Transformation operators
The event processor provides six operators, which you can use to transform your event data according to your business needs.
Aggregate
Use the Aggregate transformation to calculate an aggregation (Sum, Minimum, Maximum, or Average) every time a new event occurs over a period of time. This operation also allows for the renaming of these calculated columns, and filtering or slicing the aggregation based on other dimensions in your data. You can have one or more aggregations in the same transformation.
- Operator name: Specify the name of the aggregation operation.
- Add aggregate function: Add one or more aggregations in aggregate operation.
- Type: Choose an aggregation type: Sum, Minimum, Maximum, or Average.
- Field: Select the column to process.
- Name: Define a name for this aggregation function.
- Partition by: Select a column to group the aggregation.
- Aggregate values within the last: Specify a time window for aggregation (default is 5 seconds).
Expand
Use the Expand array transformation to create a new row for each value within an array. You can choose create row for missing/empty array , or don't create row for missing/empty array.
Filter
Use the Filter transformation to filter events based on the value of a field in the input. Depending on the data type (number or text), the transformation keeps the values that match the selected condition, such as is null or is not null.
Group by
Use the Group by transformation to calculate aggregations across all events within a certain time window. You can group by the values in one or more fields. It's like the Aggregate transformation allows for the renaming of columns, but provides more options for aggregation and includes more complex options for time windows. Like Aggregate, you can add more than one aggregation per transformation.
The aggregations available in the transformation are:
- Average
- Count
- Maximum
- Minimum
- Percentile (continuous and discrete)
- Standard Deviation
- Sum
- Variance
In time-streaming scenarios, performing operations on the data contained in temporal windows is a common pattern. The event processor supports windowing functions, which is integrated with the Group by operator. You can define it in the setting of this operator.
Manage fields
The Manage fields transformation allows you to add, remove, change data type, or rename fields coming in from an input or another transformation. The side pane settings give you the option of adding a new field by selecting Add field, adding multiple fields, or adding all fields at once.
Furthermore, you can add a new field with the built-in functions to aggregate the data from upstream. (Currently, the built-in functions we support are some functions in String Functions, Date and Time Functions, and Mathematical Functions. To find them, search on "built-in.")
The following table shows the results of changing the data type using manage fields. The columns represent the original data types, and the rows represent the target data type.

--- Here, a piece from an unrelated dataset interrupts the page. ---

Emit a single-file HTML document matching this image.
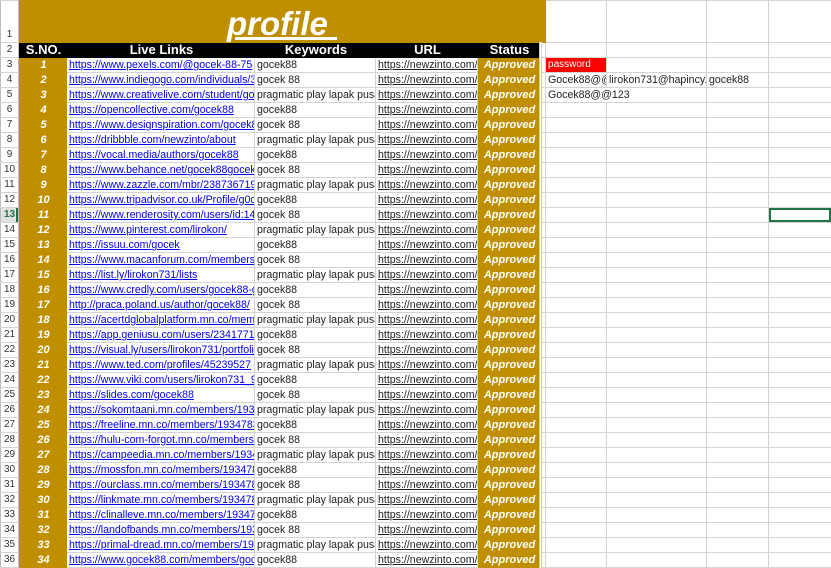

- If there's a ✔️ in the cell, it means that it can be converted directly and the target data type option is shown in the dropdown list.
- If there's a ❌ in the cell, it means that it can't be converted and the target data type option isn't shown in the dropdown list.
- If there's a ⚠️ in the cell, it means that it can be converted, but it needs to meet certain conditions, such as the string format must conform to the requirements of the target data type. For example, when converting from string to int, the string needs to be a valid integer form, such as
123
, notabc
.
Int64 | Double | String | Datetime | Record | Array | |
---|---|---|---|---|---|---|
Int64 | ✔️ | ✔️ | ✔️ | ❌ | ❌ | ❌ |
Double | ✔️ | ✔️ | ✔️ | ❌ | ❌ | ❌ |
String | ⚠️ | ⚠️ | ✔️ | ⚠️ | ❌ | ❌ |
Datetime | ❌ | ❌ | ✔️ | ✔️ | ❌ | ❌ |
Record | ❌ | ❌ | ✔️ | ❌ | ✔️ | ❌ |
Array | ❌ | ❌ | ✔️ | ❌ | ❌ | ✔️ |
Union
Use the Union transformation to connect two or more nodes and add events that shared fields (with the same name and data type) into one table. Fields that don't match are dropped and not included in the output.
Join
Use the Join transformation to combine events from two inputs based on the field pairs that you select. If you don't select a field pair, the join is based on time by default. The default is what makes this transformation different from a batch one.
As with regular joins, you have options for your join logic:
- Inner join: Include only records from both tables where the pair matches.
- Left outer join: Include all records from the left (first) table and only the records from the second one that match the pair of fields. If there's no match, the fields from the second input are blank.